BOSTON — By late Monday, the ripple effect from the latest radar failure at Newark’s Liberty International Airport began to ebb at Logan Airport — with three flights arriving from 30 to 90 minutes behind schedule.
Other passengers weren’t so lucky. By midday, more than 80 flights had been cancelled out of Newark and another 110 delayed.
Newark’s radar issues began on April 28 when screens essentially went blank for about 90 seconds — sending air traffic controllers into a panic. A similar thing happened again last Friday and then a third time on Sunday.
“It’s frightening to hear that,” said Brian Prescott, after arriving in Boston from Dallas/Fort Worth. “It makes me very concerned. I know my wife, every time I leave the house to go check-in for a flight, she’s very concerned about that. It’s scary.”
United Airlines CEO, Scott Kirby, said in a letter on the airline’s website that Newark Liberty is a safe airport but that the FAA has allowed it to run over capacity. Kirby said the airport can only handle 77 flights an hour max, but that the FAA has allowed 80+ hourly flights.
Until 2016, Newark was a slot-restricted airport, meaning the FAA capped the number of flights per hour. But as a reward for better on-time performance, those restrictions were lifted. (JFK, Reagan National and LaGuardia remain slot-restricted.)
Kirby favors a return to slot restrictions at Newark Liberty, which serves as United’s European hub and its largest hub on the east coast, with more than 146,000 flights in 2024. United controls about 77% of flights out of Liberty. Kirby called the airport a ‘gem,’ but passengers haven’t always seen it that way.
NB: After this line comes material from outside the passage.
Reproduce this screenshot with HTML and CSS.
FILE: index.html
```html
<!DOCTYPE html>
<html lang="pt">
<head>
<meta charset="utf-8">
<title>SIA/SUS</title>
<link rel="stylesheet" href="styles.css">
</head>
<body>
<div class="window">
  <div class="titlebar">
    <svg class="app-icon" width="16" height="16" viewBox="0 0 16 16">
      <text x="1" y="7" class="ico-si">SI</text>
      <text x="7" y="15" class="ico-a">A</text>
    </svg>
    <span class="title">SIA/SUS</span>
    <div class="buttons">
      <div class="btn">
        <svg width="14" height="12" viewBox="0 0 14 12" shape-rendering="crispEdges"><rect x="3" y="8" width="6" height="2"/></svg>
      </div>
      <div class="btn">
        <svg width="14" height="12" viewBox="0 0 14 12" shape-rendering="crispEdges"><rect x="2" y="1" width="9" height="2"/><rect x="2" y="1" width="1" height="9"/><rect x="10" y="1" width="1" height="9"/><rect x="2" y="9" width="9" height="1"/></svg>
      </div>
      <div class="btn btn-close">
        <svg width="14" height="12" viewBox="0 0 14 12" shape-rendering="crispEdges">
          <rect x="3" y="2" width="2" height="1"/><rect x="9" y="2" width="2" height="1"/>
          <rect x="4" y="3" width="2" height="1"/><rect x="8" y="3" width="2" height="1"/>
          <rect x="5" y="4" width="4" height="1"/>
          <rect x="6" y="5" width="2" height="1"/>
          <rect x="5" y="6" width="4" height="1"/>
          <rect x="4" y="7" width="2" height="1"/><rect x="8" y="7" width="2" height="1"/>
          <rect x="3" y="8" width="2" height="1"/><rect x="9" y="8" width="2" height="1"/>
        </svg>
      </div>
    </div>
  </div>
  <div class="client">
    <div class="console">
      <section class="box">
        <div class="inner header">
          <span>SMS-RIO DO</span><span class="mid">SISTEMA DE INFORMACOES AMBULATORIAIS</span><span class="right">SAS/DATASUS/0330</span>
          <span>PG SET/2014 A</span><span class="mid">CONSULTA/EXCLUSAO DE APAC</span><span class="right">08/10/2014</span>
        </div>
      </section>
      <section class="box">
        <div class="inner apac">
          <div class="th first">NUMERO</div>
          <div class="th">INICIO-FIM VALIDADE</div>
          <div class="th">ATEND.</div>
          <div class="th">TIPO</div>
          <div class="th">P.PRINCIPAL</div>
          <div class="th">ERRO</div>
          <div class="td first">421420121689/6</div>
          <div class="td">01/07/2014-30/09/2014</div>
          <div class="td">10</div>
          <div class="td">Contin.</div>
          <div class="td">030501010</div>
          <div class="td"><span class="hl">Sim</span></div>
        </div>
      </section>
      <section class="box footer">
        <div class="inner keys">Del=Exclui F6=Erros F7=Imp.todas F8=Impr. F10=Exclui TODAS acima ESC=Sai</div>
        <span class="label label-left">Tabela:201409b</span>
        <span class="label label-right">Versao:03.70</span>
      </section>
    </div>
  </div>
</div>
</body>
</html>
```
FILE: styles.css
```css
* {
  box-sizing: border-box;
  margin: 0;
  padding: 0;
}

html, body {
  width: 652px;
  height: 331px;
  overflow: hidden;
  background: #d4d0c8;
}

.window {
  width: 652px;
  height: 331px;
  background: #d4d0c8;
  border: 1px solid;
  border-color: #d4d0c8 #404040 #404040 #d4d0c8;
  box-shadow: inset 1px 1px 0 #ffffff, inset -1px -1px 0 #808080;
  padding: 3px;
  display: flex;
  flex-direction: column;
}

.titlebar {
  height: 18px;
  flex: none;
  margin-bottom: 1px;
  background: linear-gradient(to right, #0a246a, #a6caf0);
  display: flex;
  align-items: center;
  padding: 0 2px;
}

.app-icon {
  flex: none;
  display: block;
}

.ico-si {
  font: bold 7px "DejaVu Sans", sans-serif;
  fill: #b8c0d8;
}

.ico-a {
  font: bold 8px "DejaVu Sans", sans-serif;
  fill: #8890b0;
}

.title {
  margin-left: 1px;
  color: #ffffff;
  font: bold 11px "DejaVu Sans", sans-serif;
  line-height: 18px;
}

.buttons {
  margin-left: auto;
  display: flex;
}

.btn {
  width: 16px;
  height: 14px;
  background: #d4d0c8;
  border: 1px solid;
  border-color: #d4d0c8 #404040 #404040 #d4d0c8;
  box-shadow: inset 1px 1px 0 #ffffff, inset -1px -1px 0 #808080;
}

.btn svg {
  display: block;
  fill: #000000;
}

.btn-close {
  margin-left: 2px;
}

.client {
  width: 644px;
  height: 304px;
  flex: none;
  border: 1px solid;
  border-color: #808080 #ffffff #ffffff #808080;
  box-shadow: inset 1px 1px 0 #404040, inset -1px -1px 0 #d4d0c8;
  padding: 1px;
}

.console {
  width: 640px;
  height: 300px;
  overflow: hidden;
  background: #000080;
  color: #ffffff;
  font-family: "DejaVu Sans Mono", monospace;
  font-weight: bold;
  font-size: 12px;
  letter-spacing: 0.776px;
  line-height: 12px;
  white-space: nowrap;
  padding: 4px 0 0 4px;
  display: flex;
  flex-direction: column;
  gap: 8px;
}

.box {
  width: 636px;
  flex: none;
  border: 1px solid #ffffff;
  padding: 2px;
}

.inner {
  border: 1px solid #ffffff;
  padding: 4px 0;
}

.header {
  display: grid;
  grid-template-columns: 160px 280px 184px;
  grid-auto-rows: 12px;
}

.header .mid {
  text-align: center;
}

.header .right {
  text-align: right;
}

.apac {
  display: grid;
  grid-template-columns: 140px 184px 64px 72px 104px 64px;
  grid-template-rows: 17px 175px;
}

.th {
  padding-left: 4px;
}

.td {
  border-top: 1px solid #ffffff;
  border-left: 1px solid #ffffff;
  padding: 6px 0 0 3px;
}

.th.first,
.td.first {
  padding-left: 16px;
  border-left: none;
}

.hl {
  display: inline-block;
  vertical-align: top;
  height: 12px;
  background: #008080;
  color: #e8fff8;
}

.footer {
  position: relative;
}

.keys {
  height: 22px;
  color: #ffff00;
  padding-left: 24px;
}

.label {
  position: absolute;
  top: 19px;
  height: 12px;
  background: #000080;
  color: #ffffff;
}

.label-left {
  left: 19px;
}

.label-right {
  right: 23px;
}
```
“I didn’t plan on traveling to Newark even before the power outages,” said Britany Parmelee, arriving at Logan Airport from Austin. “I’ve always heard awful things about it.”
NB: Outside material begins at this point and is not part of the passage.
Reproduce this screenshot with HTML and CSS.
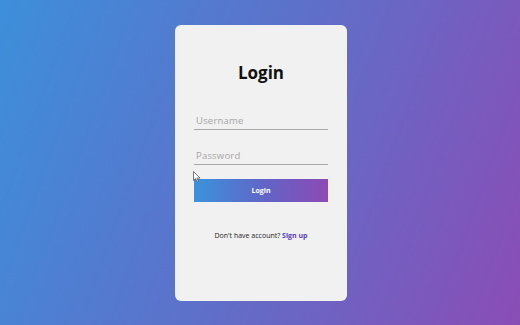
FILE: index.html
```html
<!DOCTYPE html>
<html lang="en">
<head>
    <meta charset="UTF-8">
    <meta name="viewport" content="width=device-width, initial-scale=1.0">
    <title>Login</title>
    <link rel="stylesheet" href="styles.css">
</head>
<body>

    <!-- Login Card -->
    <div class="card">
        <h2 class="title">Login</h2>
        <form class="login-form">
            <input type="text" class="field" placeholder="Username">
            <input type="password" class="field" placeholder="Password">
            <button type="button" class="btn">Login</button>
        </form>
        <p class="signup">Don't have account? <a href="#">Sign up</a></p>

        <!-- mouse pointer from the screenshot -->
        <svg class="cursor" width="8" height="12" viewBox="0 0 8 12">
            <path d="M0.5 0.5 L0.5 9.5 L2.6 7.6 L4 11 L5.4 10.4 L4 7.1 L7 7.1 Z" fill="#fff" stroke="#555" stroke-width="0.8"/>
        </svg>
    </div>

</body>
</html>
```
FILE: styles.css
```css
/* Page background */
body {
    font-family: "Open Sans", "Liberation Sans", sans-serif;
    margin: 0;
    padding: 0;
    height: 325px;
    display: flex;
    align-items: center;
    justify-content: center;
    background: linear-gradient(110deg, #3d8fdb 0%, #5f6fc9 50%, #8a4db6 100%);
}

.card {
    position: relative;
    width: 172px;
    height: 276px;
    box-sizing: border-box;
    margin-left: 2px;
    padding: 37px 19px 0;
    background-color: #f1f1f1;
    border-radius: 6px;
}

.title {
    margin: 0;
    font-size: 17px;
    line-height: 21px;
    font-weight: 700;
    text-align: center;
    color: #111;
}

.login-form {
    display: flex;
    flex-direction: column;
    margin-top: 26px;
}

.field {
    box-sizing: border-box;
    height: 21px;
    padding: 3px 2px 0;
    margin-bottom: 14px;
    border: none;
    border-bottom: 1px solid #a9a9a9;
    background: transparent;
    font-family: inherit;
    font-size: 9.5px;
    letter-spacing: 0.2px;
    color: #444;
    outline: none;
}

.field::placeholder {
    color: #a6a6a6;
}

.field:last-of-type {
    margin-bottom: 14px;
}

.btn {
    height: 23px;
    border: none;
    background: linear-gradient(90deg, #3a93dc 0%, #6363c6 55%, #8d4ab5 100%);
    color: #fff;
    font-family: inherit;
    font-size: 7px;
    font-weight: 700;
    cursor: pointer;
}

.signup {
    margin: 29px 0 0;
    font-size: 7px;
    line-height: 10px;
    text-align: center;
    color: #222;
}

.signup a {
    color: #5a3db4;
    font-weight: 700;
    text-decoration: none;
}

.cursor {
    position: absolute;
    left: 18px;
    top: 146px;
}
```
Making Liberty’s radar problem more awful is the fact that the airport’s main departure runway is under repair — and will be out of service until mid-June — and the fact that rattled air traffic controllers walked off the job after the last two radar incidents because of mental stress. They may not return for some time.
“I’d love to know what’s the problem behind the problem,” said Jeff Tyner, also arriving to Boston from Austin. “I mean, is it just old technology that’s going out or is it a people problem?”
The Trump administration suggests it’s both. It’s proposing a multibillion-dollar overhaul of the air traffic control system and the hiring of more controllers. Of course, that won’t happen overnight, and, in the meantime, highly trained air traffic controllers are retiring — which they can do at the age of 50.
Controller jobs have long been known to be stressful, with thousands of lives on the line at any given moment — and training can take some time.
Tyner said the investment is worth it.
“I would want to know that we’re using the best technology and that we’re paying people right,” he said.